Right now, the Franklin Center Website mostly contains categorized links to resources for finding important data. For the federal government, this includes basic information, like the Thomas Website for information about federal legislation, as well as the PACER service for court filings, sources for statistics at the Labor Department and the Centers for Disease Control, and who to contact at government agencies with freedom of information requests. But it also compiles links to independent sources like LegiStorm, which is a valuable source of information about Congress, Judgepedia, which has indispensible information about the judicial branch, the Open Government Guide, where you'll find open records and open meeting laws for around the country, and Sunshine Review, devoted to government transparency.
Going forward, the Frankling Center's mission statement says it will accomplish its goal of keeping government under scruting "by networking and training independent investigative reporters, as well as journalists from state based news organizations, public-policy institutions & watchdog groups." To that end, the Center sponsors several local "watchdogs" -- journalists who put the organization's DIY philosophy into practice.
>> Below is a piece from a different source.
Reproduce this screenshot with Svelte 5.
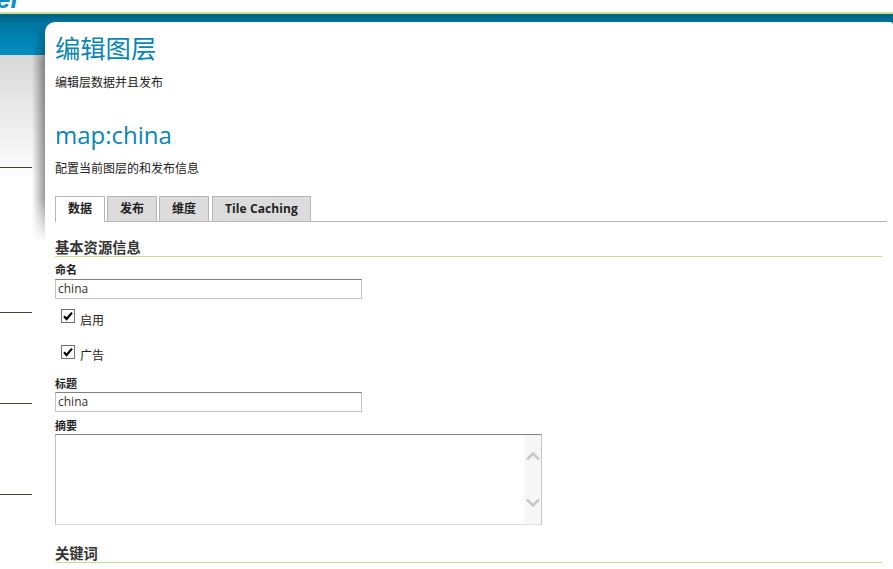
<script>
  const tabs = ['数据', '发布', '维度', 'Tile Caching'];
</script>

<div class="page">
  <header class="top"><span class="logo">er</span></header>
  <div class="shell">
    <aside class="side">
      <i class="rule first"></i>
      <i class="rule second"></i>
      <i class="rule third"></i>
      <i class="rule fourth"></i>
    </aside>
    <main class="panel">
      <h1>编辑图层</h1>
      <p class="sub">编辑层数据并且发布</p>
      <h2>map:china</h2>
      <p class="sub two">配置当前图层的和发布信息</p>
      <nav class="tabs">
        {#each tabs as t, i}
          <span class="tab" class:active={i === 0}>{t}</span>
        {/each}
      </nav>
      <h3>基本资源信息</h3>
      <label class="lbl" for="n">命名</label>
      <input id="n" class="field" value="china" />
      <div class="check one">
        <svg class="box" width="14" height="14" viewBox="0 0 14 14"><rect x=".5" y=".5" width="13" height="13" fill="#fff" stroke="#707070"/><path d="M3 7.2 5.6 10 11 3.6" fill="none" stroke="#000" stroke-width="2.2"/></svg>
        <span>启用</span>
      </div>
      <div class="check two">
        <svg class="box" width="14" height="14" viewBox="0 0 14 14"><rect x=".5" y=".5" width="13" height="13" fill="#fff" stroke="#707070"/><path d="M3 7.2 5.6 10 11 3.6" fill="none" stroke="#000" stroke-width="2.2"/></svg>
        <span>广告</span>
      </div>
      <label class="lbl t" for="t">标题</label>
      <input id="t" class="field second-field" value="china" />
      <label class="lbl a" for="a">摘要</label>
      <div class="area">
        <textarea id="a"></textarea>
        <div class="bar">
          <svg width="14" height="10" viewBox="0 0 14 10"><path d="M1 8.5 7 2.5l6 6" fill="none" stroke="#c8c8c8" stroke-width="2.6"/></svg>
          <svg width="14" height="10" viewBox="0 0 14 10"><path d="M1 1.5l6 6 6-6" fill="none" stroke="#c8c8c8" stroke-width="2.6"/></svg>
        </div>
      </div>
      <h3 class="kw">关键词</h3>
    </main>
  </div>
</div>

<style>
  :global(body) { margin: 0; background: #fff; }
  .page {
    width: 893px; height: 569px; overflow: hidden;
    font-family: "Open Sans", "Noto Sans CJK SC", sans-serif;
    font-size: 12px; color: #222;
  }
  .top { height: 12px; overflow: hidden; }
  .logo {
    display: block; margin: -14px 0 0 -4px; font: italic 700 26px/26px "Liberation Sans", sans-serif; color: #0a8fc4;
  }
  .shell {
    border-top: 2px solid #c9df9a;
    display: grid; grid-template-columns: 45px 1fr;
    height: 555px; padding-top: 8px; box-sizing: border-box;
    background:
      linear-gradient(#00607f 0, #0077a3 10px, #0090c2 100%) 0 0 / 100% 41px no-repeat,
      linear-gradient(#d8d8d8, #fff) 0 41px / 100% 125px no-repeat;
  }
  .side { position: relative; }
  .side::after {
    content: ""; position: absolute; right: 0; top: 0; width: 13px; height: 220px;
    background: linear-gradient(90deg, transparent, rgba(0,0,0,.4));
    mask-image: linear-gradient(transparent, #000 40px, #000 80%, transparent);
  }
  .rule { position: absolute; left: 0; width: 32px; height: 1px; background: #3c4430; }
  .first { top: 145px; } .second { top: 290px; } .third { top: 381px; } .fourth { top: 472px; }
  .panel {
    background: #fff; border-radius: 10px 3px 0 0; padding: 9px 6px 0 10px; min-width: 0;
  }
  h1 { margin: 0; font-size: 25.3px; line-height: 34px; font-weight: 400; color: #0a85b8; }
  .sub { margin: 10px 0 0; line-height: 16px; font-size: 12px; }
  h2 { margin: 27px 0 0; font-size: 24px; line-height: 34px; font-weight: 400; color: #0a85b8; }
  .sub.two { margin-top: 9px; }
  .tabs { display: flex; gap: 2px; margin-top: 19px; border-bottom: 1px solid #b5b5b5; height: 25px; }
  .tab {
    box-sizing: border-box; height: 25px; padding: 0 12px; line-height: 24px;
    background: #dcdcdc; border: 1px solid #b5b5b5; border-bottom: 0;
    font-weight: 700; font-size: 12px;
  }
  .tab:last-child { margin-left: 1px; letter-spacing: .08px; }
  .tab.active { background: #fff; height: 26px; position: relative; }
  h3 {
    margin: 16px 5px 0 0; font-size: 14.3px; line-height: 20px; font-weight: 700; color: #333;
    border-bottom: 1px solid #c5de8e; height: 18px;
  }
  .lbl { display: block; font-size: 11px; font-weight: 700; line-height: 14px; margin-top: 6px; }
  .field {
    display: block; box-sizing: border-box; width: 307px; height: 20px; margin: 2px 0 0; padding: 0 2px 2px;
    border: 1px solid #c4c4c4; border-top-color: #808080; font: 12px "Open Sans", sans-serif; color: #333;
    outline: 0; border-radius: 0;
  }
  .second-field { margin-top: 1px; }
  .check { display: flex; align-items: flex-start; gap: 5px; margin-left: 6px; height: 24px; font-size: 12px; }
  .check.one { margin-top: 10px; }
  .check.two { margin-top: 12px; }
  .check span { line-height: 16px; }
  .check.one span { margin-top: 4px; }
  .check.two span { margin-top: 3px; }
  .lbl.t { margin-top: 8px; }
  .lbl.a { margin-top: 7px; }
  .area {
    box-sizing: border-box; width: 487px; height: 91px; margin-top: 1px;
    border: 1px solid #c4c4c4; border-top-color: #808080; border-bottom-color: #ddd; display: flex;
  }
  textarea { flex: 1; border: 0; outline: 0; resize: none; padding: 0; overflow: hidden; }
  .bar { width: 17px; background: #f7f7f7; display: flex; flex-direction: column; align-items: center; justify-content: space-between; padding: 16px 0; box-sizing: border-box; }
  h3.kw { margin-top: 19px; }
</style>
Many of the Franklin Center's staffers, including President Jason Stverak, come from the Sam Adams Alliance, a free market/small government outfit that created several of the resources promoted by the Center, such as Ballotpedia, Judgepedia and Sunshine Review. The Franklin Center looks like an effort to incorporate the Sam Adams resources into an overall effort to train and empower independent journalists and turn them loose against politicians. This enthusiasm for keeping the microscope on government action is the only obvious area in which the group's founding small-government ideology comes through. Since the resources are available to all-comers, that shouldn't matter overly much to anybody, except people who think politicians should be free of scrutiny.
In and of itself, the Franklin Center isn't the answer to "what comes next?" in the world of journalism. But it's a good indicator that part of the answer will be efforts to professionalize and empower swarms of eager amateur journalists who are ready to build a post-newspaper world.